Tip 1: Using a color balance card
I don’t know about you, but I have a devil of a time getting my photos to echo the colors I see with my eyes. Even when I change the light balance, I still have red or blue overtones on my pictures. So I have found this quick little tip allows me to fix that problem.
When I take a photo now I place a tiny card on the edge of the photo display; I keep it barely visible in my viewfinder. This is my own version of a color balance card. It contains one stripe of black and one stripe of white. I also continue to set the white balance based on the lighting that I am using (I do have a light tent with professional grade high intensity daylight bulbs.)
Once I take the photo, I can use the card to set the true colors when I edit it later.
Tip 2: Using the levels tool.
This is one of my favorite tools to using in Photoshop. Once I import the photo into Photoshop, the first thing I do is hit the ctrl – L (cmd-L in Macs). This will bring up your levels tool. This tool allows you to specify what color is black, mid-point gray, and what color is white. Your tools should look something like this when you pull it up.

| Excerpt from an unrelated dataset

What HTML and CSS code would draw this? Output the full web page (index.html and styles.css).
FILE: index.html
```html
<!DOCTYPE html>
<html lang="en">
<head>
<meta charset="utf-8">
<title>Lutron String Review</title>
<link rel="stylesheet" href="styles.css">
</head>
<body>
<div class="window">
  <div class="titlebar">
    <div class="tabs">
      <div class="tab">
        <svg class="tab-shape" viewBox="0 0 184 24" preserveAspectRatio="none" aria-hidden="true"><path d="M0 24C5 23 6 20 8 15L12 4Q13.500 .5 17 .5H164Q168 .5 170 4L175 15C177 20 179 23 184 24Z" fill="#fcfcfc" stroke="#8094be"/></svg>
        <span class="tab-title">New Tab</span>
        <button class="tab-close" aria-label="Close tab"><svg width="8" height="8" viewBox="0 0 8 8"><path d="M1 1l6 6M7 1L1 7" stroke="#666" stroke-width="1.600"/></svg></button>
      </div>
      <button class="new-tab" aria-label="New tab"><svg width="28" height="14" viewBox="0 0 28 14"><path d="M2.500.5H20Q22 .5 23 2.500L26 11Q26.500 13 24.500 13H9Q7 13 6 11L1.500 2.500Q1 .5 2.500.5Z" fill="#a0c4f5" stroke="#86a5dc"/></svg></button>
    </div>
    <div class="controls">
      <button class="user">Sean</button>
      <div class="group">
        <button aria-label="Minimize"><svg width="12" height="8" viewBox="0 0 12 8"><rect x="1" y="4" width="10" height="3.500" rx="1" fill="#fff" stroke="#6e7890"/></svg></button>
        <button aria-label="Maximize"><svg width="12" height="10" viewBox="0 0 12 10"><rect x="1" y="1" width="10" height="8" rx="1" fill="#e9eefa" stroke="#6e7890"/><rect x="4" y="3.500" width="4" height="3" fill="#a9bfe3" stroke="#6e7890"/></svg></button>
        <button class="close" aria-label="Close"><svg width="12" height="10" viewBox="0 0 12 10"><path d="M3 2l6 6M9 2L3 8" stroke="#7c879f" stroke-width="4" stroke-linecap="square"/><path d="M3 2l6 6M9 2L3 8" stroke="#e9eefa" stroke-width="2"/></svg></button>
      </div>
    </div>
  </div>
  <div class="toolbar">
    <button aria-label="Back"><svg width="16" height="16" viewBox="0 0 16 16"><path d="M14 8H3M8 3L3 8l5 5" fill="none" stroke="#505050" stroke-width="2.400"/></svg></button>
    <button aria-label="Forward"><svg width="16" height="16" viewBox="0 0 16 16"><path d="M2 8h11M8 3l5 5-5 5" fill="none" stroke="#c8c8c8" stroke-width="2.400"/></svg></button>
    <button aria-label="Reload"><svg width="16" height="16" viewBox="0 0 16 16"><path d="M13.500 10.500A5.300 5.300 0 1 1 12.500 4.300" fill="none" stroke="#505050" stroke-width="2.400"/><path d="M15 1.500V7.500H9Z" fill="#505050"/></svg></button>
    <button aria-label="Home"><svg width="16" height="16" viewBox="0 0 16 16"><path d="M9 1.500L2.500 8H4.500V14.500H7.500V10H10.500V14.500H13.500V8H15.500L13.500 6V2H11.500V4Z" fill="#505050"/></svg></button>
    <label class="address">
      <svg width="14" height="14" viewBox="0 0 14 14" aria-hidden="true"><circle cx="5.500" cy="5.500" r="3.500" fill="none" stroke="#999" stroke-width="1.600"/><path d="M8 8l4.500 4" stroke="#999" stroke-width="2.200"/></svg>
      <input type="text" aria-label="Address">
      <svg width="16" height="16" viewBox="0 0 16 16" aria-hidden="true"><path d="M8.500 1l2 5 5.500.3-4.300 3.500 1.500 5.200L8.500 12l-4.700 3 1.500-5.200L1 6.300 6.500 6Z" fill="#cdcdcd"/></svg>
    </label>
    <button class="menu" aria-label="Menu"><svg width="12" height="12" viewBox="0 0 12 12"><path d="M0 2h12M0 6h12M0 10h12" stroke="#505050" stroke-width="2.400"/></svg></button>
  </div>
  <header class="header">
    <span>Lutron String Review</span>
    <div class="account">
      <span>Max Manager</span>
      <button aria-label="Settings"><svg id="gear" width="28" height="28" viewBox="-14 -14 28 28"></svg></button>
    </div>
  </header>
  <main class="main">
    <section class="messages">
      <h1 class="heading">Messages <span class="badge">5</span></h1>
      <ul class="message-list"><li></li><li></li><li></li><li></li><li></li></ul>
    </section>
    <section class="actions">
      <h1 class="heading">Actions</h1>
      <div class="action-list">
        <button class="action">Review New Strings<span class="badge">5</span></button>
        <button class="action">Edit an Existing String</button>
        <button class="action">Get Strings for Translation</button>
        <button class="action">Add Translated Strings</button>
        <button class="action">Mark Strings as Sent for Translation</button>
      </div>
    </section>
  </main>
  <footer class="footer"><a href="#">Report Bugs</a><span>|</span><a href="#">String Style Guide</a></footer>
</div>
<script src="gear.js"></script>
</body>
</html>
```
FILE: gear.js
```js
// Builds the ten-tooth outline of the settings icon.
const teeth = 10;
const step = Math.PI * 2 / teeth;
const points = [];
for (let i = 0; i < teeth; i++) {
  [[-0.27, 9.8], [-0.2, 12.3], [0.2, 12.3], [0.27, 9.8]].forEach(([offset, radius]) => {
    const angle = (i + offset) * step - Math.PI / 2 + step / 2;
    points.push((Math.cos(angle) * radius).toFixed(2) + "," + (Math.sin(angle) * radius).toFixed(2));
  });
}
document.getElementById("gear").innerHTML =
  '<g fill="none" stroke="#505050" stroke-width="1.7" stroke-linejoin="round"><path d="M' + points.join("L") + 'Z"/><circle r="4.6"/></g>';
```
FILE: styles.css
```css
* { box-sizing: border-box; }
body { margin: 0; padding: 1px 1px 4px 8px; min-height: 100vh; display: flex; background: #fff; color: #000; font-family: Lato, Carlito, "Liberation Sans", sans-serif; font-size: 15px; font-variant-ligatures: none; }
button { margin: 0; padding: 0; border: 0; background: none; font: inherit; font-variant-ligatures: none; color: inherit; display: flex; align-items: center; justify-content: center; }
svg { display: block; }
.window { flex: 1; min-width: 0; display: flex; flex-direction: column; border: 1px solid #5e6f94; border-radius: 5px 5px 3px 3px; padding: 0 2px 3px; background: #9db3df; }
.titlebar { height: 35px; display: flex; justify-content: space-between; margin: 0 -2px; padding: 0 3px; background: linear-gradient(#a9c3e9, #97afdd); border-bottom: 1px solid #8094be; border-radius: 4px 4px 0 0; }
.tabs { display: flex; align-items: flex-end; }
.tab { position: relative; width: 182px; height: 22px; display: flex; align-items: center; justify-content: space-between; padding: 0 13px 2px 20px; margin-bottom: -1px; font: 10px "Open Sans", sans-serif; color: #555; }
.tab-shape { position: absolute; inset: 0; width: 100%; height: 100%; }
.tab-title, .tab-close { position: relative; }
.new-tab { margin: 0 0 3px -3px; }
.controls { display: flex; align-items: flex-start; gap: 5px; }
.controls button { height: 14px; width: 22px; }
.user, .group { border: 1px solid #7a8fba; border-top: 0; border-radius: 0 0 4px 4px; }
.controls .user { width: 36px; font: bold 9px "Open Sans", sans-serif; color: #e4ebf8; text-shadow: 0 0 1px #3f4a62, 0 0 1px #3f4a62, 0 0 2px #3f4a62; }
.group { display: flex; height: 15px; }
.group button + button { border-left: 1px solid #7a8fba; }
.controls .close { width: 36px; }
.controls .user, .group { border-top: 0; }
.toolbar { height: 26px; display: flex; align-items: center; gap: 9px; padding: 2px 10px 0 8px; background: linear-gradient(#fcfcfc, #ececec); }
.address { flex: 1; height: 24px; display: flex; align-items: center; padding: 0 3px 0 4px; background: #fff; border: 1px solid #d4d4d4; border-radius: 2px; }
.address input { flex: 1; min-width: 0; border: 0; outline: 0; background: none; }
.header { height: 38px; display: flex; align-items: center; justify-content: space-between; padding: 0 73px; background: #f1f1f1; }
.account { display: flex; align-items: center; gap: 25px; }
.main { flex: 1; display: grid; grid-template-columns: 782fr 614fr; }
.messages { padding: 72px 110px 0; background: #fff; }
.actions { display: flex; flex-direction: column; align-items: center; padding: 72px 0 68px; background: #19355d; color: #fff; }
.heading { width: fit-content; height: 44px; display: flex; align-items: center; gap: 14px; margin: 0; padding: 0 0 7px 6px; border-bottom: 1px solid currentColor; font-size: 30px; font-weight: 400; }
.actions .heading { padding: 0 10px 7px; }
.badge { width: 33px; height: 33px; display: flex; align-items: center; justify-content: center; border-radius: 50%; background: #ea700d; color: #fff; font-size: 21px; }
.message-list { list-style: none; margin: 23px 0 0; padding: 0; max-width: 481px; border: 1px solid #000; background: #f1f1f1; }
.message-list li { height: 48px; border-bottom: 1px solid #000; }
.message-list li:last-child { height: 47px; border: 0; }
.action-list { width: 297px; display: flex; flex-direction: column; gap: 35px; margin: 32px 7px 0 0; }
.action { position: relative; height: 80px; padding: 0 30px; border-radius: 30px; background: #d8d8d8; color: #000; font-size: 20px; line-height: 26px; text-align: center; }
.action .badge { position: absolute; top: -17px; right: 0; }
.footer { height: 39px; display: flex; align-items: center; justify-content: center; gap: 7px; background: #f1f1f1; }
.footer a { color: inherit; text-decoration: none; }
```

The areas I have circled in red are the samplers I use to adjust my photo colors. This is where the color balance card from tip one comes into play. I simply use the white dropper on the white stripe, and the black dropper on the black stripe. This tells Photoshop to use those colors as the set points, ie this is what white looks like and this is what black looks like.
Look at these before and after to see the difference.
When I am done adjusting my color balance, I then proceed to zoom in a little more with my photo. How do I zoom in you might ask. Well I simply crop the photo. Yes this does actually make the photo smaller, but it discards all the unwanted parts of the photo, so you can center on the work in question. You will find your crop tool on the left hand palette. It looks something like this:
Again here is a photo after cropping.
Tip 4: Healing Brush Tool
If you have read my blog in the past, you will know that I recently rediscovered this wonderful tool. You use it in much the same manner as you would use the clone stamp tool. Unlike the clone stamp tool, the Healing Brush tool merges the textures, colors, and luminosity of both your sampled area and your working area. You can find your Healing Brush tool just below your crop icon. It looks like a Band-Aid.
You can remove scratches and blemishes with ease using this tool. Just be careful to choose a sample area nearby your working area. This will help to prevent noticeable smudges in the picture.
Here are a couple of photos before and after I repaired using the Healing Brush tool.
I hope you have found some interesting ideas in this blog post. Have a great day!